Two nights before my daddy passed from this earthly realm, my Granddaddy gave thanks for our dinner. He prayed for peace for our family, especially my dad. That evening when I ventured out to collect my children from their outdoor play I gazed skyward at the most vibrant double rainbow I have ever seen. (Pictures never do this sort of thing justice). Although the rain had not yet fallen, that rainbow was a symbol of peace for us. As it symbolized God's hope and provision for Noah so many years ago, so for me it was a balm to my soul that in the midst of what would look like destruction there would be hope for a future, peace that passes understanding, and provision through the journey of this life.

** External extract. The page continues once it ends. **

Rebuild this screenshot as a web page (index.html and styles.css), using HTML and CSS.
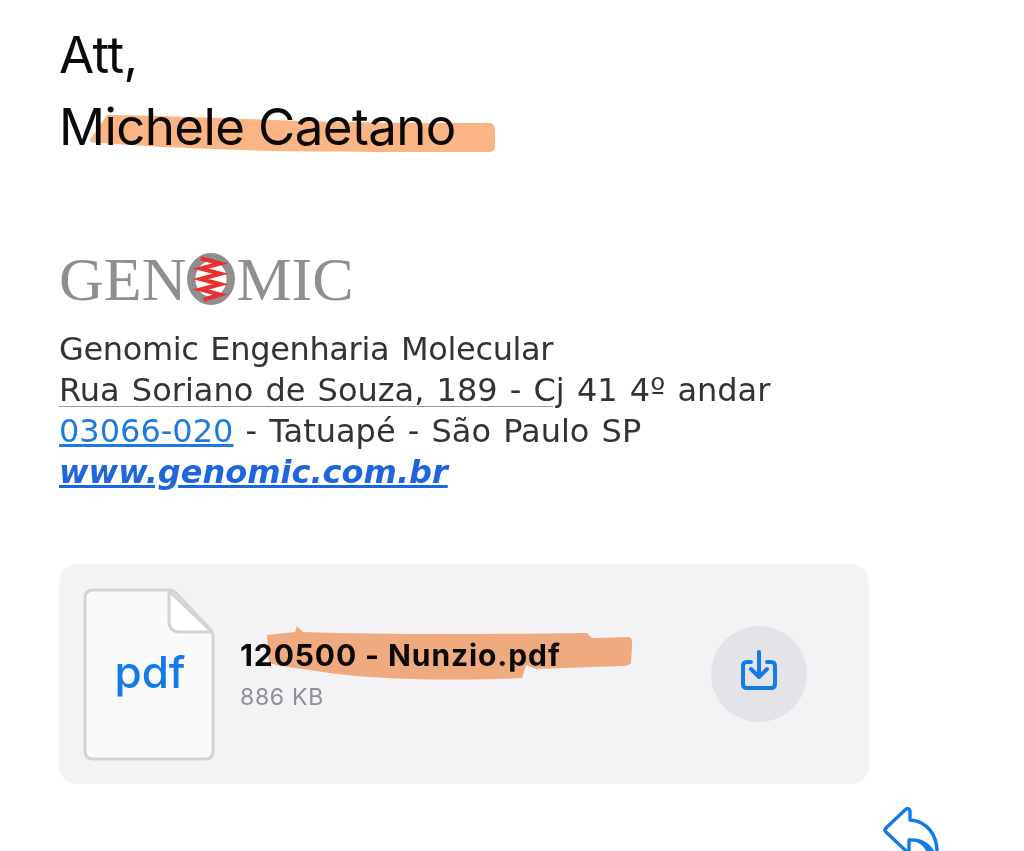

People have commented about how unfair it is that my dad had cancer when he was a minister of God and a "good man." Unbelieving friends even see this as a sign that God does not exist. Nothing could be further from the truth. Even Jesus taught His disciples, "I have told you these things, so that in me you may have peace. In this world you will have trouble. But take heart! I have overcome the world." The sun rises on both the good and the evil; the rain waters the fields of the just and unjust alike. Of course I recognized the tragedy when the first man I loved had lung cancer of all things - a disease that would not only affect his life but his ability to share his voice in praise of his Lord. I sat in my closet and sobbed uncontrollably. After all, I've always been a Daddy's girl. But I made the choice to not dwell on the thoughts of "Why?" that spring from my natural self and instead on "What?" Of course I wondered "what" I could do to help my parents through this time and "what" could be done to heal my dad. But I also looked for "what" God was teaching His children through the process.
In the three year journey of my Dad's cancer I treasured the time with him. Had he died suddenly I perhaps would have missed opportunities as I focused on the craziness of raising two small children. I learned what true love is as my mom gave her energy and time to care for my dad as he received treatment in Asheville and Chapel Hill. In the last two weeks of his life she was by his side, patiently waiting for him to accomplish the smallest of tasks and striving to preserve his dignity to the end. I am thankful that she was with him when he took his final breath and opened his eyes wide as his faith became sight.
I learned the value of family as my granddaddy and my dad's two sisters dropped all responsibilities to care for my dad (and mom) so that he could spend his final time at home and not in a facility. Other family members came as well, and my children and I grew close to them in a way that could not have occurred at holiday visits. We are now bound together with invisible but unbreakable bonds.
I listened as my grandfather soothingly read scriptures to his children and applied his beliefs as he made peace with the death of his only son. He taught me to be strong, trust God, and give thanks in all circumstances.
I drew on the power of the Holy Spirit like never before, especially as many of us sang to soothe my father in his final hours.
None of us would choose to learn these lessons at the expense of my father's suffering. The price is too high. And being believers, we knew that our God had the power even to raise my father from the dead. Until the end I prayed for my father's miraculous healing and believed it might happen.
My favorite Bible story is the story of Shadrach, Meshach, and Abednago. These three Hebrew children faced the furnace knowing that God had the power to save them, but even if He did not they would not worship the king. Following their example I choose to worship and praise God through the storms of life.
No other choice could better honor my father's legacy.